Pese a su cualidad de alucinaciones urbanísticas y a su comprobado potencial como herramientas tecnológicas al servicio del engaño, los renders dan empleo a innumerables profesionales de las artes digitales y sirven, quizá, como placebo que alivia el dolor de una ciudadanía timada. Por demás… ofrecen temáticas de conversación inocuas en redes sociales y favorecen confrontaciones públicas inútiles respecto a un sinnúmero de proyectos cuya vasta mayoría, está claro, no trascenderá. Pero, además, dan alas a la imaginación, a la credulidad o a la suspicacia de ciudadanos, interventores y contratistas.

Lo anterior me ha conducido a considerar consecuente erigir a Bogotá como epicentro universal del render. En primer término, porque sin duda Bogotá es más render que ciudad. ¿Las razones? En versión render la capital colombiana luce fotogénica, descongestionada, arborizada y amable.
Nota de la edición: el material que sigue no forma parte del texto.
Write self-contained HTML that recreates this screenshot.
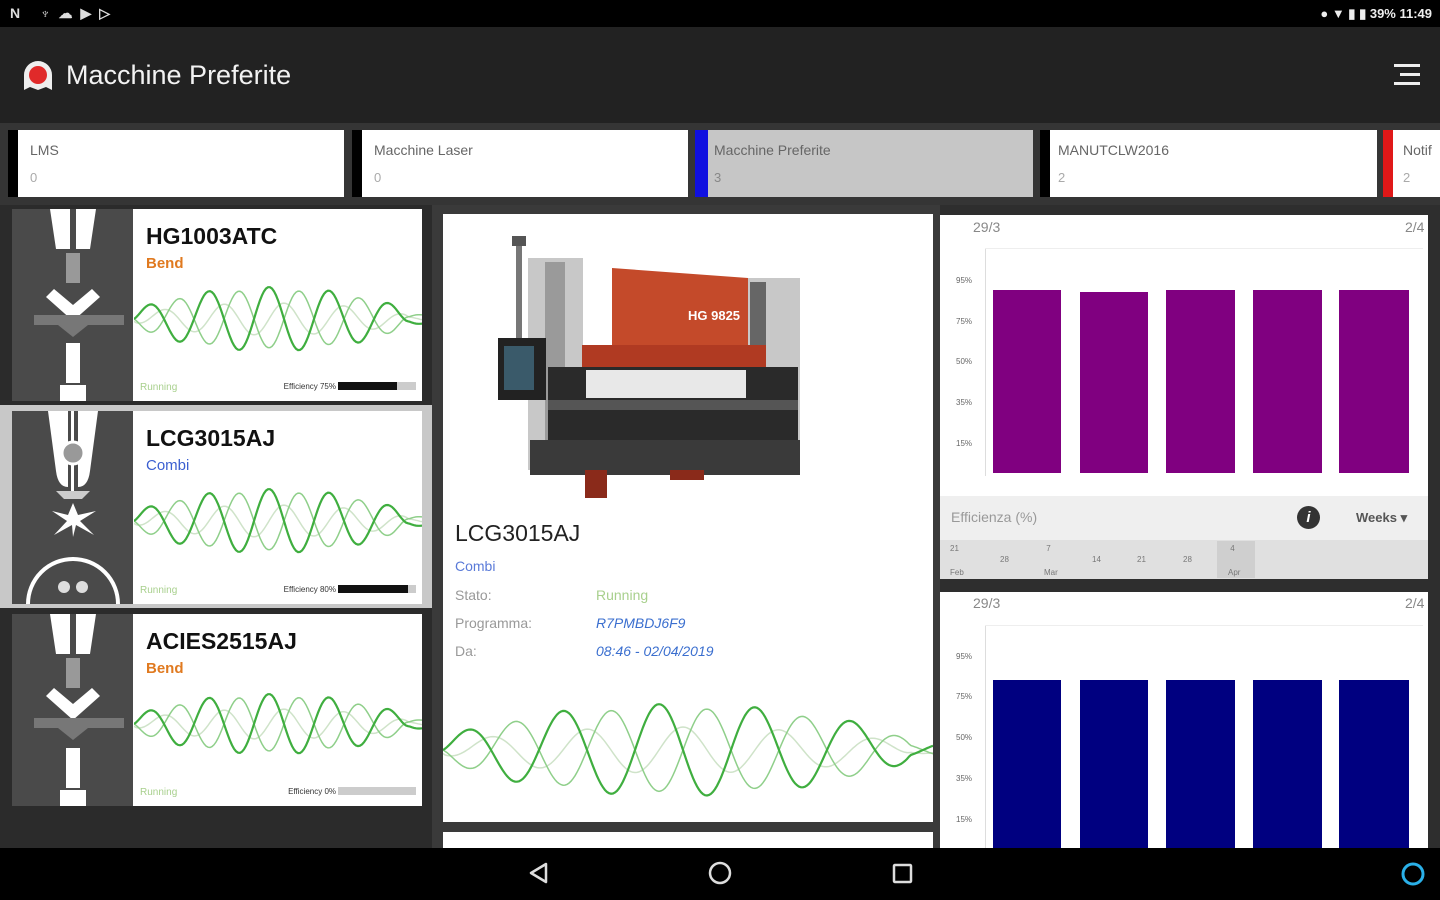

En Renderlandia todo cabe y parece posible, cosmopolita y respirable. Quienes no lo crean, bien pueden revisar los renders levantados en representación de lo que se supone será un desinfectado río Bogotá, o los correspondientes a la troncal TransMilenio Séptima, tan urbanos y peñalosistas. ¡Hasta parecen convenientes!

Supongo, eso sí, que los habitantes de Bogotá en pleno preferiríamos menos renders y más acciones. Más ejecutores y menos políticos con cara de render. Entonces comienzo a disgustarme ante la inoperancia y la mentira ejercidas con el debido descaro por quienes soportan sus delirios infraestructurales mediante ilusiones ópticas y trucos audiovisuales. Me contengo luego y lo pienso mejor: tal vez no sea culpa de nuestra dirigencia ni de los ingenieros locales. Probablemente, en efecto, el alma se nos ha venido renderizando hasta resignarnos a vivir de espejismos antes que de hechos. Hasta el otro martes.